Senate probes alleged closure of over 600 Nigerian businesses in Ghana

The Senate on Tuesday directed its Committees on Foreign Affairs and Trade and Investment to liase with the Ministry of Foreign Affairs to determine the status of over 600 Nigerian shops and businesses in Ghana alleged shut down by that authorities in that country.

The Ghana Union of Traders Association (GUTA) had on December 2 allegedly shut down shops and businesses premises belonging to Nigerians in the country.

The move by the Senate followed a motion sponsored by Senator Ifeanyi Ubah (YPP Anambra), titled: “The need to investigate alleged ill-treatment and injustices suffered by Nigerian traders and business owners in Ghana”.

In his remarks, Senate President, Ahmad Lawan, said it was the responsibility of government to seek for the protection its citizens wherever they may reside.

He said the time has come for Nigeria to engage the Ghanaian authorities to find out what the actual situation was and to proffer lasting solutions.

Ubah in his lead debate, decried the alleged ill-treatment against Nigerian traders and business owners in the neighbouring West African country.

He noted that as at the end of 2010, Nigerian businesses accounted for 60 per cent of foreign investments in Ghana from African continent.

He lamented that the once flourishing economic relations between Nigeria and Ghana had come under repeated threats as a result of recent hostile posture of the Ghanaian authorities and indigenous Ghanaians Traders Union toward Nigerian traders.

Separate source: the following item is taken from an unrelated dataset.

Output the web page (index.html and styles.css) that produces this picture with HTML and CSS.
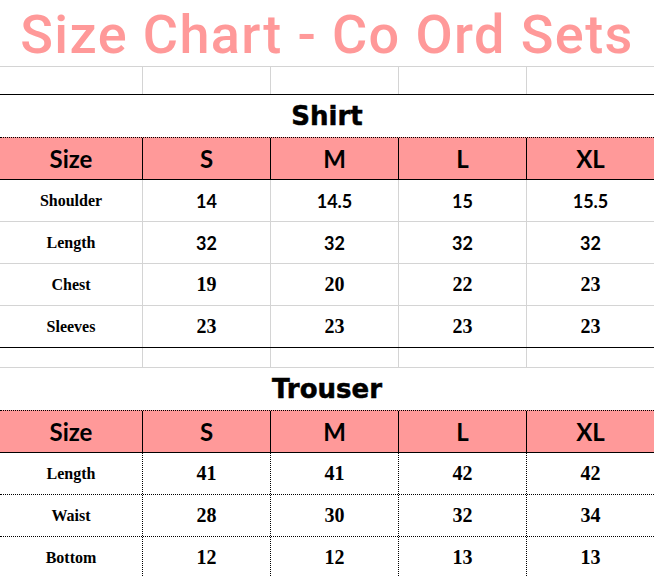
FILE: index.html
```html
<!DOCTYPE html>
<html>
<head>
<meta charset="utf-8">
<link rel="stylesheet" href="styles.css">
</head>
<body>
<div class="sheet">
  <div class="row title-row"><h1 class="title">Size Chart - Co Ord Sets</h1></div>
  <div class="row spacer-row line-black">
    <div class="cell"></div><div class="cell"></div><div class="cell"></div><div class="cell"></div><div class="cell"></div>
  </div>
  <div class="row section-row"><h2 class="section">Shirt</h2></div>
  <div class="row head-row">
    <div class="cell">Size</div><div class="cell">S</div><div class="cell">M</div><div class="cell">L</div><div class="cell">XL</div>
  </div>
  <div class="row body-row grey">
    <div class="cell label">Shoulder</div><div class="cell num-sans">14</div><div class="cell num-sans">14.5</div><div class="cell num-sans">15</div><div class="cell num-sans">15.5</div>
  </div>
  <div class="row body-row grey">
    <div class="cell label">Length</div><div class="cell num-sans">32</div><div class="cell num-sans">32</div><div class="cell num-sans">32</div><div class="cell num-sans">32</div>
  </div>
  <div class="row body-row grey">
    <div class="cell label">Chest</div><div class="cell num-serif">19</div><div class="cell num-serif">20</div><div class="cell num-serif">22</div><div class="cell num-serif">23</div>
  </div>
  <div class="row body-row grey line-black">
    <div class="cell label">Sleeves</div><div class="cell num-serif">23</div><div class="cell num-serif">23</div><div class="cell num-serif">23</div><div class="cell num-serif">23</div>
  </div>
  <div class="row gap-row">
    <div class="cell"></div><div class="cell"></div><div class="cell"></div><div class="cell"></div><div class="cell"></div>
  </div>
  <div class="row section-row"><h2 class="section">Trouser</h2></div>
  <div class="row head-row">
    <div class="cell">Size</div><div class="cell">S</div><div class="cell">M</div><div class="cell">L</div><div class="cell">XL</div>
  </div>
  <div class="row body-row dotted">
    <div class="cell label">Length</div><div class="cell num-serif">41</div><div class="cell num-serif">41</div><div class="cell num-serif">42</div><div class="cell num-serif">42</div>
  </div>
  <div class="row body-row dotted">
    <div class="cell label">Waist</div><div class="cell num-serif">28</div><div class="cell num-serif">30</div><div class="cell num-serif">32</div><div class="cell num-serif">34</div>
  </div>
  <div class="row body-row dotted">
    <div class="cell label">Bottom</div><div class="cell num-serif">12</div><div class="cell num-serif">12</div><div class="cell num-serif">13</div><div class="cell num-serif">13</div>
  </div>
</div>
</body>
</html>
```

FILE: styles.css
```css
* { box-sizing: border-box; }
html, body { margin: 0; padding: 0; background: #ffffff; }
body { width: 654px; height: 576px; overflow: hidden; }

.sheet { display: flex; flex-direction: column; width: 654px; }

.row { display: flex; width: 654px; border-bottom: 1px solid #d4d4d4; }
.row.line-black { border-bottom-color: #000000; }

.cell {
  display: flex; align-items: center; justify-content: center;
  width: 128px; flex: none;
  border-right: 1px solid #d4d4d4;
  color: #000;
}
.cell:first-child { width: 143px; }
.cell:last-child { width: 127px; border-right: none; }

.title-row { height: 67px; justify-content: center; align-items: center; }
.title {
  margin: 0; padding-top: 3px;
  font-family: "Roboto", "Liberation Sans", sans-serif;
  font-weight: 500; font-size: 54px; line-height: 1;
  color: #ff9999; letter-spacing: 1.4px; white-space: nowrap;
}

.spacer-row { height: 28px; }
.gap-row { height: 20px; }

.section-row { height: 42px; justify-content: center; align-items: center; border-bottom: none; }
.section {
  margin: 0;
  font-family: "DejaVu Sans", "Liberation Sans", sans-serif;
  font-weight: bold; font-size: 26px; line-height: 1; color: #000;
  -webkit-text-stroke: 0.5px #000;
}

.head-row {
  height: 43px; background: #ff9999;
  border-top: 1px dotted #000; border-bottom: 1px solid #000;
}
.head-row .cell {
  border-right-color: #000;
  font-family: "Lato", "Open Sans", sans-serif;
  font-weight: bold; font-size: 24px;
}

.body-row { height: 42px; }
.body-row.dotted { border-bottom: 1px dotted #000; }
.body-row.dotted .cell { border-right: 1px dotted #000; }
.body-row.dotted .cell:last-child { border-right: none; }

.label {
  font-family: "Liberation Serif", serif;
  font-weight: bold; font-size: 16px;
}
.num-sans {
  font-family: "Lato", "Open Sans", sans-serif;
  font-weight: bold; font-size: 18px;
}
.num-serif {
  font-family: "Liberation Serif", serif;
  font-weight: bold; font-size: 20px;
}
```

He described the development as worrisome since “Ghana and Nigeria, as members of ECOWAS, have reciprocal obligations under the ECOWAS Protocol to their respective citizens to reside and do business within their territories without molestation.”

He said that Ghana had adopted discriminatory legislations aimed at frustrating Nigerian traders such as the passage of the Ghana Investment Promotion Commission Act 865 (GIPC).

He said the act raised the amount of money for registering businesses by foreigners (mostly Nigerians) in Ghana to $200,000.

He said the Act further prohibited foreigners from trading in particular markets.

He said the GIPC Act 865 of 2013 also prohibited ECOWAS citizens from engaging in small and medium scale enterprises (SMSEs) with a further prohibition on registration of SMEs by foreigners.

Ubah also said Nigeria citizens were being frustrated from registering businesses given obstacles placed on genuine Nigerian entrepreneurs.

According to him, one of the obstacles was the requirement of proof of importation of $I million into Ghana.

This, he said was previously applicable to citizens of non-ECOWAS member states such as China, India among others.

He said Nigeria and Ghana had previously set up a Joint Task Force from the Trade Ministries of both countries to inspect business facilities of companies registered under the ECOWAS Trade Liberalization Scheme (ETLS) in both countries.

He said both nation had also organised an economic submit in Accra in 2010 to address the dangers of threats to the business interests of Nigerians in Ghana.

He, however, regretted that the measures and the protection offered Nigerian traders under the ECOWAS framework had failed to address the incessant threats to Nigerian businesses in Ghana .

He insisted that unless the Senate intervenes, the situation may deteriorate into a serious diplomatic and economic row.

He said the complaints of affected Nigerian traders and business owners are yet to receive the deserved attention by appropriate authorities from the Federal Government despite repeated formal complaints.

Ubah argued that there was an urgent need to investigate the allegations and indeed draw the attention of Federal Government and its relevant authorities to the unfortunate development.